- SOURCE EXCERPT:
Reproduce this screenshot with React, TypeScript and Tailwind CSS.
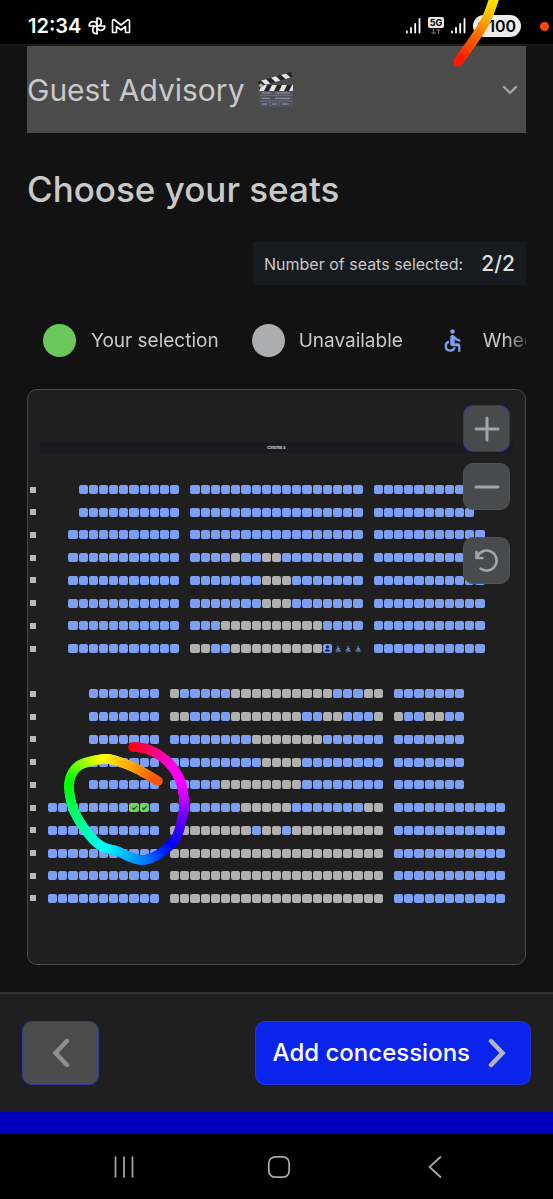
import { Fragment } from "react";
import { MdAccessible } from "react-icons/md";

type Block = { start: number; seats: string };
type Row = { label: string; blocks: Block[] } | null;

// b: available, g: unavailable, s: selected, p: companion, w: wheelchair space
const b = (n: number) => "b".repeat(n);
const g = (n: number) => "g".repeat(n);
const row = (label: string, ...blocks: [number, string][]): Row => ({
  label,
  blocks: blocks.map(([start, seats]) => ({ start, seats })),
});

const ROWS: Row[] = [
  row("A", [3, b(10)], [14, b(17)], [32, b(10)]),
  row("B", [3, b(10)], [14, b(17)], [32, b(10)]),
  row("C", [2, b(11)], [14, b(17)], [32, b(11)]),
  row("D", [2, b(11)], [14, b(4) + g(1) + b(2) + g(2) + b(8)], [32, b(11)]),
  row("E", [2, b(11)], [14, b(7) + g(3) + b(7)], [32, b(11)]),
  row("F", [2, b(11)], [14, b(7) + g(3) + b(7)], [32, b(11)]),
  row("G", [2, b(11)], [14, b(3) + g(10) + b(4)], [32, b(11)]),
  row("H", [2, b(11)], [14, g(2) + b(2) + g(9) + "pwww"], [32, b(11)]),
  null,
  row("J", [4, b(7)], [12, g(1) + b(5) + g(10) + b(3) + g(2)], [34, b(7)]),
  row("K", [4, b(7)], [12, g(2) + b(4) + g(7) + b(2) + g(2) + b(3) + g(1)], [34, "gbbggbb"]),
  row("L", [4, b(7)], [12, b(8) + g(7) + b(6)], [34, b(7)]),
  row("M", [4, b(7)], [12, b(9) + g(4) + b(8)], [34, b(7)]),
  row("N", [4, b(7)], [12, b(5) + g(8) + b(8)], [34, b(7)]),
  row("O", [0, b(8) + "ss" + b(1)], [12, b(7) + g(5) + b(7) + g(2)], [34, b(11)]),
  row("P", [0, b(11)], [12, g(8) + b(1) + g(2) + b(1) + g(9)], [34, b(11)]),
  row("Q", [0, b(11)], [12, g(21)], [34, b(11)]),
  row("R", [0, b(11)], [12, g(21)], [34, b(11)]),
  row("S", [0, b(11)], [12, g(21)], [34, b(11)]),
];

const SEAT_CLASS: Record<string, string> = {
  b: "bg-[#7b9ff5]",
  g: "bg-[#b0b0ae]",
  s: "bg-[#77cf6b]",
  p: "bg-[#7b9ff5]",
  w: "text-[#7b9ff5]",
};

function Seat({ kind, name }: { kind: string; name: string }) {
  return (
    <button
      type="button"
      aria-label={name}
      disabled={kind === "g"}
      className={`flex h-[9px] items-center justify-center rounded-[2px] ${SEAT_CLASS[kind]}`}
    >
      {kind === "s" && (
        <svg viewBox="0 0 9 9" className="size-[9px]" fill="none" stroke="#17501b" strokeWidth="1.2">
          <path d="M2 4.7 3.8 6.3 7 2.8" />
        </svg>
      )}
      {kind === "p" && (
        <svg viewBox="0 0 9 9" className="size-[9px]" fill="#12234f">
          <circle cx="4.5" cy="3" r="1.7" />
          <path d="M1.8 7.6V6.6Q2 5.4 4.5 5.3 7 5.4 7.2 6.6v1z" />
        </svg>
      )}
      {kind === "w" && <MdAccessible size={8} />}
    </button>
  );
}

function SeatMap() {
  return (
    <div className="flex aspect-[458/419] flex-col justify-between">
      {ROWS.map((r, i) =>
        r === null ? (
          <div key={i} className="h-[9px]" />
        ) : (
          <div key={i} className="flex items-center">
            <span className="-ml-[18px] mr-3 size-[6px] shrink-0 bg-[#b8b8b6]" />
            <div className="grid flex-1 grid-cols-[repeat(45,minmax(0,1fr))] gap-px">
              {r.blocks.map((blk, bi) => {
                const prev = r.blocks[bi - 1];
                const from = prev ? prev.start + prev.seats.length : 0;
                const space = blk.start - from;
                return (
                  <Fragment key={blk.start}>
                    {Array.from({ length: space }, (_, k) => (
                      <span key={`gap${k}`} />
                    ))}
                    {[...blk.seats].map((kind, k) => (
                      <Seat key={k} kind={kind} name={`Seat ${r.label}${blk.start + k + 1}`} />
                    ))}
                  </Fragment>
                );
              })}
            </div>
          </div>
        ),
      )}
    </div>
  );
}

// x, y, hue
type Point = [number, number, number];

const LOOP: Point[] = [
  [133, 747, 358], [147, 749, 345], [162, 757, 325], [173, 768, 308], [181, 783, 300],
  [184, 800, 290], [183, 814, 274], [177, 836, 252], [167, 848, 240], [154, 857, 226],
  [142, 860, 212], [130, 857, 204], [117, 851, 194], [103, 847, 182], [92, 838, 172],
  [80, 822, 158], [72, 805, 142], [69, 785, 124], [73, 772, 114], [82, 764, 95],
  [103, 759, 65], [117, 761, 52], [137, 769, 38], [158, 781, 20],
];

const TAIL: Point[] = [
  [495, -4, 60], [487, 18, 46], [477, 35, 30], [458, 62, 6],
];

function smooth(points: Point[]): Point[] {
  const out: Point[] = [];
  const steps = 8;
  for (let i = 0; i < points.length - 1; i++) {
    const p0 = points[Math.max(0, i - 1)];
    const p1 = points[i];
    const p2 = points[i + 1];
    const p3 = points[Math.min(points.length - 1, i + 2)];
    for (let s = 0; s < steps; s++) {
      const t = s / steps;
      const at = (k: 0 | 1) =>
        0.5 *
        (2 * p1[k] +
          (p2[k] - p0[k]) * t +
          (2 * p0[k] - 5 * p1[k] + 4 * p2[k] - p3[k]) * t * t +
          (3 * p1[k] - p0[k] - 3 * p2[k] + p3[k]) * t * t * t);
      out.push([at(0), at(1), p1[2] + (p2[2] - p1[2]) * t]);
    }
  }
  out.push(points[points.length - 1]);
  return out;
}

function RainbowStroke({ points }: { points: Point[] }) {
  const pts = smooth(points);
  return (
    <g strokeWidth="9.5" strokeLinecap="round">
      {pts.slice(1).map((p, i) => (
        <line key={i} x1={pts[i][0]} y1={pts[i][1]} x2={p[0]} y2={p[1]} stroke={`hsl(${p[2]} 100% 50%)`} />
      ))}
    </g>
  );
}

function SignalIcon() {
  return (
    <svg viewBox="0 0 15 16" className="h-4 w-[15px]" fill="none" stroke="#fff" strokeWidth="1.8" strokeLinecap="round">
      <path d="M1 13.5v1M5 10v4.5M9.2 6v8.5M13.5 1v13.5" />
    </svg>
  );
}

function StatusBar() {
  return (
    <div className="flex h-11 items-center bg-black pt-2 pr-1 pl-7 text-white">
      <span className="text-[20px] leading-6 font-semibold">12:34</span>
      <svg viewBox="0 0 18 18" className="ml-[7px] size-[18px]" fill="none" stroke="#fff" strokeWidth="1.7" strokeLinejoin="round">
        <path d="M9 9V1.2C12 1.2 13.3 3 13.3 5.2 13.3 7 12 9 9 9ZM9 9h7.8C16.8 12 15 13.3 12.8 13.3 11 13.3 9 12 9 9ZM9 9v7.8C6 16.8 4.7 15 4.7 12.8 4.7 11 6 9 9 9ZM9 9H1.2C1.2 6 3 4.7 5.2 4.7 7 4.7 9 6 9 9Z" />
      </svg>
      <svg viewBox="0 0 20 16" className="ml-[5px] h-4 w-5" fill="none" stroke="#fff" strokeWidth="1.6" strokeLinejoin="round">
        <path d="M1.5 14.5V3Q1.5 1.5 3 1.5L10 7 17 1.5Q18.5 1.5 18.5 3V14.5H14.5V8.5L10 12 5.5 8.5V14.5Z" />
      </svg>
      <div className="ml-auto flex items-center gap-[7px]">
        <SignalIcon />
        <svg viewBox="0 0 16 20" className="h-5 w-4">
          <rect width="16" height="11" y="1" rx="2" fill="#e8e8e8" />
          <text x="8" y="10" textAnchor="middle" fontSize="9" fontWeight="700" fill="#000">5G</text>
          <path d="M5.5 13v5M3.5 16l2 2 2-2M10.5 18v-5M8.5 15l2-2 2 2" fill="none" stroke="#777" />
        </svg>
        <SignalIcon />
        <span className="flex h-[22px] w-12 items-center justify-end gap-[2px] rounded-full bg-[#ececec] pr-[5px] text-[16px] font-semibold text-black">
          <svg viewBox="0 0 9 12" className="h-3 w-[9px]" fill="none" stroke="#111" strokeWidth="2" strokeLinecap="round">
            <path d="M7 1.5A5 5 0 0 0 1.5 7" />
          </svg>
          100
        </span>
        <span className="ml-3 size-[9px] rounded-full bg-[#ff4512]" />
      </div>
    </div>
  );
}

function Clapper() {
  return (
    <svg viewBox="0 0 38 38" className="size-[38px]">
      <rect x="2" y="16" width="34" height="20" rx="1" fill="#51525f" />
      <rect x="2" y="14" width="34" height="6" fill="#25262a" />
      <path d="M5 14h5l-3 6H2zM15 14h5l-3 6h-5zM25 14h5l-3 6h-5zM35 14h1v5l-.5 1H32z" fill="#e4e4e4" />
      <path d="M1 10.5 34 1l1.5 5L2.5 15.5z" fill="#25262a" />
      <path d="m4 9.6 5-1.4 4.5 4.2-5 1.4zM14 6.8l5-1.5 4.5 4.2-5 1.4zM24 3.9l5-1.5 4.5 4.2-5 1.4z" fill="#e4e4e4" />
      <circle cx="4" cy="14.5" r="2" fill="#a9a9ad" />
      <path d="M3 24.5h32M3 30h32M13 30v5.5M22 30v5.5" stroke="#6c6d7c" />
      <path d="M5 22h9M18 22h15M5 27.3h8M18 27.3h15M5 33h5M15 33h5M25 33h7" stroke="#9a9ba8" />
    </svg>
  );
}

const mapButton =
  "flex size-[47px] items-center justify-center rounded-[10px] border bg-[#484a4c] text-[#a2a4a7]";

export default function App() {
  return (
    <div className="relative flex min-h-screen flex-col overflow-hidden bg-[#121212] font-['Inter',sans-serif] text-[#c9c9c9]">
      <StatusBar />
      <main className="border-t-2 border-[#1b1b1b] px-[27px]">
        <button type="button" className="flex h-[87px] w-full items-center bg-[#4b4b4b] pr-2 text-left">
          <span className="text-[30px] leading-9">Guest Advisory</span>
          <span className="ml-3"><Clapper /></span>
          <svg viewBox="0 0 16 10" className="ml-auto h-[10px] w-4" fill="none" stroke="#a5a5a5" strokeWidth="2.4" strokeLinecap="round" strokeLinejoin="round">
            <path d="m2 2 6 6 6-6" />
          </svg>
        </button>
        <h1 className="mt-9 text-[35px] leading-10 font-medium">Choose your seats</h1>
        <div className="mt-[33px] flex justify-end">
          <p className="flex h-[43px] w-[273px] items-center justify-between bg-[#171a1f] px-[11px] text-[16px]">
            Number of seats selected:
            <strong className="text-[21px] font-medium text-[#dedede]">2/2</strong>
          </p>
        </div>
        <ul className="mt-[39px] flex items-center gap-[33px] overflow-hidden mask-r-from-96% mask-r-to-102% pl-4 text-[19px] leading-[33px] whitespace-nowrap">
          <li className="flex items-center gap-[15px]">
            <span className="size-[33px] rounded-full bg-[#6bc65b]" />
            Your selection
          </li>
          <li className="flex items-center gap-[14px]">
            <span className="size-[33px] rounded-full bg-[#abadae]" />
            Unavailable
          </li>
          <li className="flex items-center gap-[14px]">
            <span className="flex size-[33px] shrink-0 items-center justify-center text-[#7b9ff5]">
              <MdAccessible size={27} />
            </span>
            Wheelchair
          </li>
        </ul>
        <section className="relative mt-8 rounded-[10px] border border-[#474a4a] bg-[#1f1f1f] px-5 pt-[52px] pb-[61px]">
          <div className="-mx-2 mb-8 h-[11px] bg-[#1a1b22] text-center text-[4px] leading-[11px] font-semibold text-[#e0e0e0]">
            Cinema 3
          </div>
          <SeatMap />
          <div className="absolute top-[15px] right-[15px] flex flex-col">
            <button type="button" aria-label="Zoom in" className={`${mapButton} border-[#2c359f]`}>
              <svg viewBox="0 0 26 26" className="size-[26px]" stroke="currentColor" strokeWidth="3" strokeLinecap="round">
                <path d="M13 2v22M2 13h22" />
              </svg>
            </button>
            <button type="button" aria-label="Zoom out" className={`${mapButton} mt-[11px] border-[#505355]`}>
              <svg viewBox="0 0 26 26" className="size-[26px]" stroke="currentColor" strokeWidth="3" strokeLinecap="round">
                <path d="M2 13h22" />
              </svg>
            </button>
            <button type="button" aria-label="Reset" className={`${mapButton} mt-[27px] border-[#505355]`}>
              <svg viewBox="0 0 26 26" className="size-[26px]" fill="none" stroke="currentColor" strokeWidth="2.6" strokeLinecap="round" strokeLinejoin="round">
                <path d="M2.5 4v6H8.5M3 9.7A10 10 0 1 1 6.5 20.5" />
              </svg>
            </button>
          </div>
        </section>
      </main>
      <footer className="mt-[27px] flex justify-between border-t-2 border-[#343738] bg-[#1f1f1f] px-[22px] pt-[27px] pb-[27px]">
        <button type="button" aria-label="Back" className="flex h-16 w-[77px] items-center justify-center rounded-[10px] border border-[#333c96] bg-[#4b4b4b]">
          <svg viewBox="0 0 18 30" className="h-[30px] w-[18px]" fill="none" stroke="#8f8f8f" strokeWidth="4.5" strokeLinecap="round" strokeLinejoin="miter">
            <path d="M15 3 3.5 15 15 27" />
          </svg>
        </button>
        <button type="button" className="flex h-16 items-center rounded-[10px] border border-[#2336d8] bg-[#0a24ec] pr-6 pl-[17px] text-[24px] font-medium text-white">
          Add concessions
          <svg viewBox="0 0 18 30" className="ml-[18px] h-[30px] w-[18px]" fill="none" stroke="#b4b6c4" strokeWidth="4.5" strokeLinecap="round" strokeLinejoin="miter">
            <path d="M3 3 14.5 15 3 27" />
          </svg>
        </button>
      </footer>
      <div className="h-[22px] bg-[#0000bd]" />
      <nav className="grid h-[65px] grid-cols-3 items-center bg-black pr-10 pl-[46px]">
        <button type="button" aria-label="Recents" className="flex justify-center">
          <svg viewBox="0 0 24 24" className="size-6" stroke="#a8a8a8" strokeWidth="1.7">
            <path d="M3.5 1.5v21M12 1.5v21M20.5 1.5v21" />
          </svg>
        </button>
        <button type="button" aria-label="Home" className="flex justify-center">
          <svg viewBox="0 0 24 24" className="size-6" fill="none" stroke="#a8a8a8" strokeWidth="1.8">
            <rect x="1.8" y="1.8" width="20.4" height="20.4" rx="6.5" />
          </svg>
        </button>
        <button type="button" aria-label="Go back" className="flex justify-center">
          <svg viewBox="0 0 14 24" className="h-6 w-[14px]" fill="none" stroke="#a8a8a8" strokeWidth="1.8">
            <path d="M13 1.5 1.5 12 13 22.5" />
          </svg>
        </button>
      </nav>
      <svg aria-hidden="true" className="pointer-events-none absolute top-0 left-0 h-[1199px] w-[553px]" fill="none">
        <RainbowStroke points={LOOP} />
        <RainbowStroke points={TAIL} />
      </svg>
    </div>
  );
}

- TASK:
Return only the lines running from the top of the data to the line that holds "string; blocks: Block[]". Include both of those lines, but skip the pictures.

- WRITTEN RESPONSE:
Reproduce this screenshot with React, TypeScript and Tailwind CSS.
import { Fragment } from "react";
import { MdAccessible } from "react-icons/md";

type Block = { start: number; seats: string };
type Row = { label: string; blocks: Block[] } | null;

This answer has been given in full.